3. Triangle's price quotations for the servicing of Aeronaves' DC-10 flights are fair and justified.
 
4. Triangle is entitled to recover all damages suffered by Aeronaves' breach of the Agreement, including lost fees, costs and disbursements, administrative fees, and legal fees, together with interest.

 On June 24, 1974, Aeronaves commenced this action. Plaintiff's motion for a stay invokes the equity powers of the Court rather than a specific remedy under the Federal Arbitration Act. In determining whether an issue is arbitrable, the "court's function . . . is limited to ascertaining whether the party seeking arbitration is making a claim which on its face is governed by the contract [to arbitrate]." Hamilton Life Insurance Company of New York v. Republic National Life Insurance Company, 408 F.2d 606, 609 (2d Cir. 1969). The instant Agreement contemplated the possibility of a change in aircraft types and provided for the negotiation of new charges. Its arbitration clause, previously quoted, is about as broad in scope as our language permits.
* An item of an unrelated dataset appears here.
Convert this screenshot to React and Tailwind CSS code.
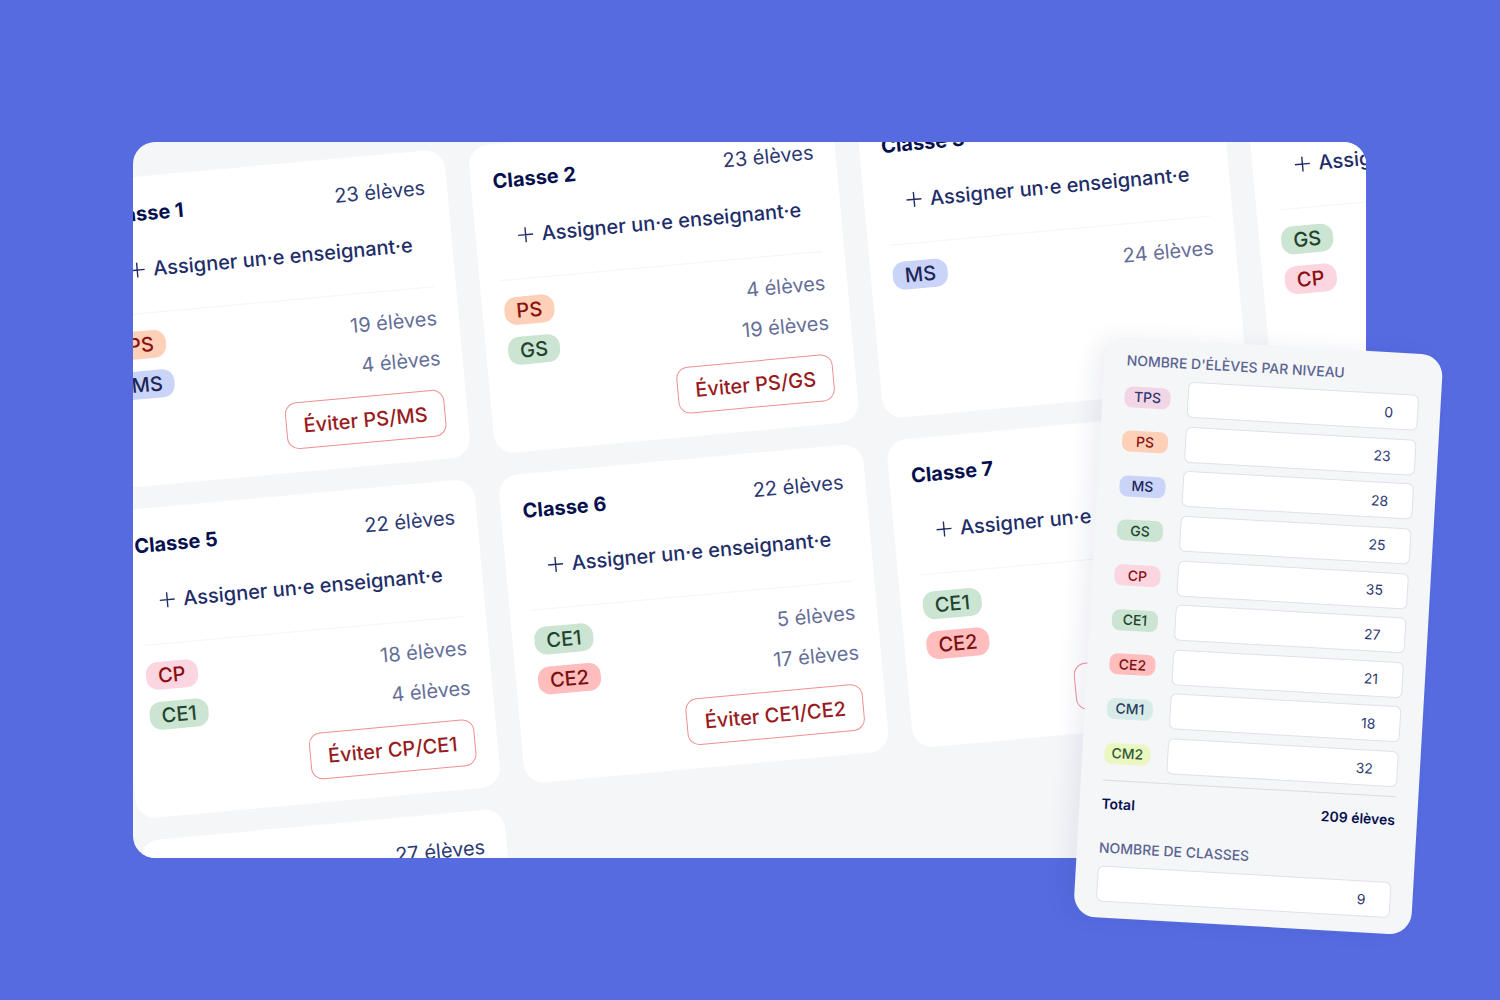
import React from "react";

const TAG_COLORS = {
  TPS: "bg-[#f3d6e6] text-[#2f3a72]",
  PS: "bg-[#ffd0b8] text-[#8b1010]",
  MS: "bg-[#cad4f9] text-[#1d2656]",
  GS: "bg-[#cbe5d2] text-[#22442f]",
  CP: "bg-[#fbd5e0] text-[#8b0d0d]",
  CE1: "bg-[#cbe5d2] text-[#22442f]",
  CE2: "bg-[#ffbdbd] text-[#7a0f0f]",
  CM1: "bg-[#d7ebe8] text-[#2b3d5c]",
  CM2: "bg-[#ebf7c0] text-[#2f5a3a]",
};

const CLASSES = [
  { id: 1, total: 23, levels: [["PS", 19], ["MS", 4]] },
  { id: 2, total: 23, levels: [["PS", 4], ["GS", 19]] },
  { id: 3, total: 24, levels: [["MS", 24]] },
  { id: 4, total: 23, levels: [["GS", 6], ["CP", 17]] },
  { id: 5, total: 22, levels: [["CP", 18], ["CE1", 4]] },
  { id: 6, total: 22, levels: [["CE1", 5], ["CE2", 17]] },
  { id: 7, total: 22, levels: [["CE1", 18], ["CE2", 4]] },
  { id: 8, total: 23, levels: [["CM1", 18], ["CM2", 5]] },
  { id: 9, total: 27, levels: [["CM2", 27]] },
];

const LEVELS = [
  ["TPS", 0],
  ["PS", 23],
  ["MS", 28],
  ["GS", 25],
  ["CP", 35],
  ["CE1", 27],
  ["CE2", 21],
  ["CM1", 18],
  ["CM2", 32],
];

function ClassCard({ id, total, levels }) {
  return (
    <article className="h-[309px] rounded-[20px] bg-white px-[22px] pt-[25px] text-[20px] leading-6">
      <header className="flex items-baseline justify-between">
        <h2 className="font-bold text-[#06104e]">Classe {id}</h2>
        <span className="text-[#2c3872]">{total} élèves</span>
      </header>
      <button
        type="button"
        className="mt-8 ml-5 flex items-center gap-2 whitespace-nowrap font-medium text-[#212d68]"
      >
        <svg className="size-4" viewBox="0 0 16 16" fill="none" stroke="currentColor" strokeWidth="1.4" aria-hidden="true">
          <path d="M8 .5v15M.5 8h15" />
        </svg>
        Assigner un·e enseignant·e
      </button>
      <hr className="mt-[31px] border-t border-[#f3f4f6]" />
      <ul className="mt-[17px] flex flex-col gap-3">
        {levels.map(([level, count]) => (
          <li key={level} className="flex h-7 items-center justify-between">
            <span className={`flex h-7 items-center rounded-[12px] px-3 font-medium ${TAG_COLORS[level]}`}>{level}</span>
            <span className="text-[#656e98]">{count} élèves</span>
          </li>
        ))}
      </ul>
      {levels.length > 1 && (
        <button
          type="button"
          className="mt-[17px] ml-auto flex h-[47px] items-center rounded-[12px] border border-[#ee8f93] px-[17px] font-medium text-[#981b1e]"
        >
          Éviter {levels.map(([level]) => level).join("/")}
        </button>
      )}
    </article>
  );
}

function CountInput({ id, value }) {
  return (
    <input
      id={id}
      type="text"
      inputMode="numeric"
      defaultValue={value}
      className="h-9 w-full min-w-0 rounded-[6px] border border-[#dfe1ea] bg-white pr-6 pl-3 text-right text-[14px] text-[#2c3872]"
    />
  );
}

export default function App() {
  return (
    <main className="relative min-h-screen overflow-hidden bg-[#556bdf] py-[142px] pr-[134px] pl-[133px] font-['Inter',sans-serif]">
      <section className="h-[716px] overflow-hidden rounded-[22px] bg-[#f4f6f8]">
        <div className="mt-10 -ml-[54px] grid w-max origin-top-left rotate-[-5.2deg] grid-cols-[repeat(4,366px)] gap-x-6 gap-y-[22px]">
          {CLASSES.map((item) => (
            <ClassCard key={item.id} {...item} />
          ))}
        </div>
      </section>

      <aside className="absolute top-[336px] right-14 w-[338px] origin-top-left rotate-[3.25deg] rounded-[22px] bg-[#f4f6f8] px-[22px] pt-[14px] pb-4 text-[14px] leading-[18px] shadow-[-12px_0_24px_-4px_rgba(25,35,110,0.08)]">
        <h2 className="font-medium text-[#5b6491]">NOMBRE D'ÉLÈVES PAR NIVEAU</h2>
        <div className="mt-[9px] flex h-[393px] flex-col justify-between">
          {LEVELS.map(([level, count]) => (
            <div key={level} className="flex items-center gap-[17px]">
              <label
                htmlFor={`level-${level}`}
                className={`flex h-[21px] w-[46px] shrink-0 items-center justify-center rounded-[8px] font-medium ${TAG_COLORS[level]}`}
              >
                {level}
              </label>
              <CountInput id={`level-${level}`} value={count} />
            </div>
          ))}
        </div>
        <div className="mt-[9px] flex justify-between border-t border-[#dadce6] pt-[14px] font-semibold text-[#06104e]">
          <span>Total</span>
          <span>209 élèves</span>
        </div>
        <label htmlFor="class-count" className="mt-[26px] block font-medium text-[#5b6491]">
          NOMBRE DE CLASSES
        </label>
        <div className="mt-[9px]">
          <CountInput id="class-count" value={9} />
        </div>
      </aside>
    </main>
  );
}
 Aeronaves contends that the issues in controversy are beyond the scope of the arbitration clause. The case of Necchi S.P.A. v. Necchi Sewing Machine Sales Corp., 348 F.2d 693 (2d Cir. 1965), cert. denied, 383 U.S. 909, 15 L. Ed. 2d 664, 86 S. Ct. 892 (1966), holds that the failure to negotiate an extension of an exclusive dealership agreement did not create an arbitrable issue, since an arbitrator could not be expected to write a renewal contract for the parties. The Agreement in this case does not call for such an undertaking by the arbitrator. In American Home Assurance Company v. American Fidelity and Casualty Company, 356 F.2d 690 (2d Cir. 1966), an arbitrable issue was found where the addendum to a reinsurance contract reduced the rate of premium and an accompanying letter provided that in the event that the final loss ratio during the stated years exceeded 65% of the gross premium "there shall be an adequate amendment of the premium . . . on a basis to be mutually arranged." Id. at 691.